In [None]:
from process_twarc.util import concat_dataset, get_all_files
from modules.build_corpus import build_chunked_corpus 
import pandas as pd
import os

### Define the variables.

In [None]:
#Paths to inputs and outputs.
paths = {
    "data": "../../data/tweets/3-tokenized", #change this path to the Tweets folder
    "corpus_output": "process", # Make a path to the folder where you want to save your chunked subcorpus. It will generate the folder for you if it doens't exist.
}
input_dir, output_dir = paths.values()

#To pass to build_chunked_corpus. Let's build a corpus with 0.1% of the dataset, 1 time, with the corpus divided into 10 chunks.
parameters = {
    "sample_frac": 0.001,
    "num_epochs": 1,
    "num_chunks": 10
}
sample_frac, num_epochs, num_chunks = parameters.values()

### Excecute the procedure.

In [None]:
build_chunked_corpus(
    data_dir= input_dir,
    output_dir= output_dir,
    sample_frac=sample_frac,
    num_epochs=num_epochs,
    num_chunks=num_chunks
)

## Demonstrate that an error occured.

### From the dataset used to construct the subcorpus, generate a set of all the tweet_ids.

In [None]:
file_paths = get_all_files(input_dir) #Get all the filepaths from the input dir.

#Concatenate a single column dataset with just the tweet_ids
dataset = concat_dataset(
    file_paths=file_paths,
    output_type="Dataset",
    columns="tweet_id"
)

all_ids = set(dataset["tweet_id"])
print()
print(f"Total Tweets: {len(all_ids)}")
print(f"Sample: {list(all_ids)[:5]}")

### Check the chunked subcorpus for tweet_ids that are absent from all_ids.

In [None]:
def get_chunks(output_dir):
    return os.listdir(output_dir)

def load_subcorpus (chunk):
    return pd.read_json(f"{output_dir}/{chunk}/subcorpus.jsonl", lines = True, encoding="utf-8")

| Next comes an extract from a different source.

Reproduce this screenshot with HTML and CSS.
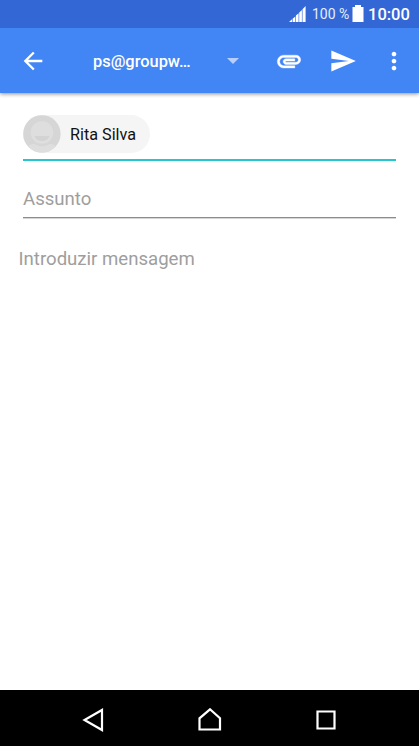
FILE: index.html
```html
<!DOCTYPE html>
<html lang="pt">
<head>
<meta charset="utf-8">
<meta name="viewport" content="width=device-width, initial-scale=1">
<title>Compor mensagem</title>
<link rel="stylesheet" href="styles.css">
</head>
<body>
<div class="screen">
  <header class="status">
    <svg class="signal" viewBox="0 0 17 16" width="17" height="16"><path d="M0 16l3-2.8V16zM3.600 12.700l2.700-2.300V16H3.600zM6.900 9.600l2.700-2.400V16H6.900zM10.200 6.500l2.700-2.400V16h-2.700zM13.500 3.200L16.600 0v16h-3.100z"/></svg>
    <span class="percent">100 %</span>
    <svg class="battery" viewBox="0 0 12 17" width="12" height="17"><path d="M3 0h6v2h2.500v15H.5V2H3z"/></svg>
    <span class="clock">10:00</span>
  </header>
  <div class="appbar">
    <svg class="icon back" viewBox="0 0 24 24"><path d="M20 11H7.830l5.590-5.590L12 4l-8 8 8 8 1.410-1.410L7.830 13H20z"/></svg>
    <span class="account">ps@groupw…</span>
    <svg class="caret" viewBox="0 0 12 6" width="12" height="6"><path d="M0 0h12L6 6z"/></svg>
    <svg class="icon attach" viewBox="0 0 24 24"><path d="M2 12.5C2 9.46 4.46 7 7.5 7H18c2.21 0 4 1.79 4 4s-1.79 4-4 4H9.5C8.12 15 7 13.88 7 12.5S8.12 10 9.5 10H17v2H9.41c-.55 0-.55 1 0 1H18c1.1 0 2-.9 2-2s-.9-2-2-2H7.5C5.57 9 4 10.57 4 12.5S5.57 16 7.5 16H17v2H7.5C4.46 18 2 15.54 2 12.5z"/></svg>
    <svg class="icon send" viewBox="0 0 24 24"><path d="M2.01 21L23 12 2.01 3 2 10l15 2-15 2z"/></svg>
    <svg class="icon more" viewBox="0 0 24 24"><path d="M12 8c1.1 0 2-.9 2-2s-.9-2-2-2-2 .9-2 2 .9 2 2 2zm0 2c-1.1 0-2 .9-2 2s.9 2 2 2 2-.9 2-2-.9-2-2-2zm0 6c-1.1 0-2 .9-2 2s.9 2 2 2 2-.9 2-2-.9-2-2-2z"/></svg>
  </div>
  <main class="compose">
    <div class="recipients">
      <div class="chip">
        <svg class="avatar" viewBox="0 0 38 38" width="38" height="38">
          <defs><clipPath id="round"><circle cx="18.900" cy="18.900" r="18.700"/></clipPath></defs>
          <g clip-path="url(#round)">
            <path class="avatar-bg" d="M0 0h38v38H0z"/>
            <path class="avatar-body" d="M4 34q1-5 7-5h16q6 0 7 5v4H4z"/>
            <circle class="avatar-ring" cx="19" cy="18.500" r="12.800"/>
            <circle class="avatar-face" cx="19" cy="17.500" r="11.300"/>
            <path class="avatar-smile" d="M11.500 21h15q-1.500 5-7.500 5t-7.500-5z"/>
          </g>
        </svg>
        <span class="name">Rita Silva</span>
      </div>
    </div>
    <div class="subject">Assunto</div>
    <div class="message">Introduzir mensagem</div>
  </main>
  <nav class="navbar">
    <svg viewBox="0 0 24 24" width="24" height="24"><path d="M21 2v20L3.500 12z"/></svg>
    <svg viewBox="0 0 24 24" width="24" height="24"><path d="M1.500 21.500V10.300L12 1.300l10 9v11.200z"/></svg>
    <svg viewBox="0 0 24 24" width="24" height="24"><path d="M3.500 3.500h17v17h-17z"/></svg>
  </nav>
</div>
</body>
</html>
```
FILE: styles.css
```css
* { box-sizing: border-box; }
body {
  margin: 0;
  background: #fff;
  font-family: Roboto, "Liberation Sans", sans-serif;
}
svg { display: block; flex: none; }
.screen {
  display: flex;
  flex-direction: column;
  height: 746px;
  overflow: hidden;
}
.status {
  position: relative;
  z-index: 1;
  display: flex;
  align-items: center;
  height: 28px;
  flex: none;
  padding-left: 289px;
  background: #3367d6;
  color: #fff;
  fill: #fff;
  white-space: nowrap;
}
.percent { width: 40px; margin-left: 6px; font-size: 14px; line-height: 28px; color: #e6edfb; }
.battery { margin-bottom: 1px; }
.clock { margin-left: 4px; font-size: 16.500px; font-weight: 500; line-height: 28px; padding-top: 1px; }
.appbar {
  display: grid;
  grid-template-columns: 93px 134px 47.500px 54.500px 50.500px 39.500px;
  align-items: center;
  height: 65px;
  flex: none;
  background: #4285f4;
  color: #fff;
  fill: #fff;
  box-shadow: 0 1px 4px rgba(0, 0, 0, .45);
}
.icon { width: 28px; height: 28px; }
.back { margin-left: 18.500px; }
.attach { stroke: #fff; stroke-width: .3; }
.account { font-size: 16.400px; font-weight: 500; line-height: 24px; padding-top: 2px; }
.caret { margin-top: 1px; fill: #b7d0fb; }
.compose { flex: 1; padding: 22px 23px 0; }
.recipients { height: 46px; border-bottom: 2px solid #26c6cf; }
.chip {
  display: flex;
  align-items: center;
  width: 127px;
  height: 38px;
  border-radius: 19px;
  background: #f5f5f5;
}
.avatar-bg { fill: #d6d6d6; }
.avatar-body { fill: #dedede; }
.avatar-ring { fill: #d6d6d6; }
.avatar-face { fill: #dedede; }
.avatar-smile { fill: #d3d3d3; }
.name { margin-left: 9px; font-size: 16.200px; color: #111; white-space: nowrap; }
.subject {
  height: 57px;
  padding-top: 26px;
  border-bottom: 1px solid #8c8c8c;
  box-shadow: 0 1px #d5d5d5;
  font-size: 18.600px;
  line-height: 24px;
  color: #9e9e9e;
}
.message {
  margin: 29px 0 0 -4.500px;
  font-size: 18.600px;
  line-height: 24px;
  color: #9e9e9e;
}
.navbar {
  display: flex;
  gap: 92.500px;
  height: 56px;
  flex: none;
  padding: 18px 0 0 81px;
  background: #000;
  fill: none;
  stroke: #fff;
  stroke-width: 2.200;
}
```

def check_tweet_ids(subcorpus):
    output_ids = set(subcorpus["tweet_id"].astype("str").to_list())
    error_ids = output_ids.difference(all_ids)

    print()
    print("Total Tweets:", len(output_ids))
    print("Copied with error:", len(error_ids))
    print("Error Ratio: {:.2%}".format(len(error_ids)/len(all_ids)*100))
    print("Sample of Erroneous IDs", list(error_ids)[:5])
    print()
    return

chunks = get_chunks(output_dir)
for chunk in chunks:
    print(f"Checking {chunk}")
    subcorpus = load_subcorpus(chunk)
    check_tweet_ids(subcorpus)

When I run the procedure above,  I got more then 40% Error rate.

Rather then compiling the tweet_ids from all flagged duplicates, I compiled the text.

I suspsect that there were errors in copying over the text as well. However, as most duplicates are identical rather than near,
compiling text was still effective for filtering.

So, at the moment, this particular issue is not a high priority. However, I've got this iron this out before I can considered
publishing this code.